Então, depois de algumas tentativas, entendi que aquilo era puxado demais e que eu tinha coisas mais importantes para fazer, o que é, precisamente, um dos jogos favoritos da mente diabólica: assim que você se propõe a parar de pensar ela sai listando todas as tarefas que deveriam estar sendo executadas enquanto você preguiçosamente se entrega ao nada. No silêncio, a culpa se agiganta. Como estou aqui de “bouas” com as perninhas cruzadas com o mundo correndo alucinado lá fora?
Silenciei como pude
É a beleza do sistema que nos embala: ele cria a ilusão de que o universo das coisas objetivas é o único que importa, renega o universo das coisas subjetivas a um plano inferior e transforma a culpa em commodity porque é ela que nos escraviza e paralisa.
Há um ano, tendo que engatinhar para fora da maior história de amor da minha vida e estando reduzida a um farrapo, entendi que era hora de tentar meditar outra vez. Esse é um dos presentes das fases duras da existência: apenas quando estamos reduzidas a nada é que podemos, enfim, ser tudo.
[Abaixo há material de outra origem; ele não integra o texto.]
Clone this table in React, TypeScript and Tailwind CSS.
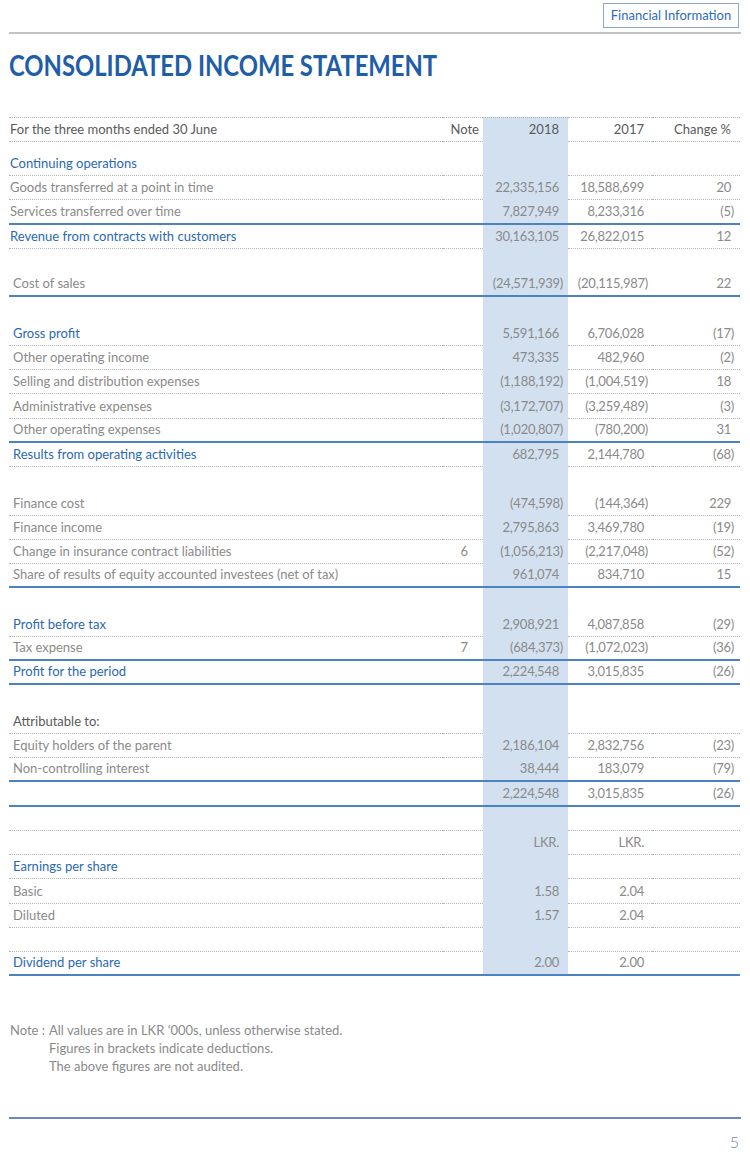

E eu então sentei, fechei os olhos e fui para dentro.
“E se todas as coisas forem feitas de consciência e não de átomos?”, pergunta o físico Amit Goswami em seu livro O universo autoconsciente e explicando que a física clássica já é incapaz de dar as respostas que mais buscamos, enquanto a quântica, que recebe com boas-vindas uma pergunta como essa, começa a desvendar muitos mistérios. A noção de que há uma espécie de consciência preenchendo o que enxergamos como espaços vazios ganha adeptos no mundo científico e nos leva a perceber que talvez a separação que experimentamos entre todos nós seja uma ilusão.
No primeiro dia tentando meditar engasguei historicamente em minha própria saliva e cheguei bastante perto de deixar de ser, o que soaria curioso dado que eu estava meditando em busca do oposto. No segundo dia, uma de minhas duas cachorras (as duas ficam deitadas aos meus pés enquanto medito) começou a fazer um barulho irritante com a língua e eu saí do estado meditativo para um de ira performática mandando, com gestos e uivos, que ela parasse com aquilo imediatamente. Mila me olhou assustada e foi deitar bem longe de mim, e eu entendi nessa hora que o trabalho rumo a uma versão menos tosca de mim mesmo seria longo.
Mas, estando irremediavelmente sozinha e perdida, não desisti de tentar, não deixei a mente jogar com minha fraqueza e, dia após dia, sentei e silenciei como pude. Quando não se tem mais para onde ir o único lugar possível é esse que existe dentro.
Tati, uma de minhas ex-mulheres, me disse recentemente: “O que nos prende à dor é o pensamento. Livre-se dele e você se livra do sofrimento”. Ela, que medita há mais tempo do que eu, está convencida de que a única coisa que pode mudar o mundo e o atual estado das coisas é a meditação. “Se todos meditassem viveríamos em um lugar cheio de amor e andaríamos pelas ruas nos abraçando”, ela diz.
Faz alguns meses que a meditação e eu clicamos e que finalmente comecei a desvendar o que existe depois que a mente silencia. Não é fácil alcançar esse lugar ainda que por segundos, a tarefa exige enorme dedicação e esforço, mas uma vez que você vislumbra o nada, como na obra de Michelangelo, você encosta seu dedo no dedo de Deus e, atônita, descobre que esse Deus que um dia disseram que morava fora vive, na verdade, dentro. O historiador Heinrich Zimmer dizia que a estação “A Sabedoria de Buda” está transmitindo constantemente e que para escutá-la é preciso apenas ter um aparelho de rádio. Meditar é esse aparelho.
“Deus, quando decide iniciar seu trabalho de criação, é chamado de ‘ele’”, escreveu o cabalista Moisés de Leon. “Deus, no desdobramento completo do seu ser, bem-aventurança e amor no qual é capaz de ser percebido pelas razões do coração é chamado de ‘vós’; mas Deus em sua manifestação suprema é chamado de ‘eu’.”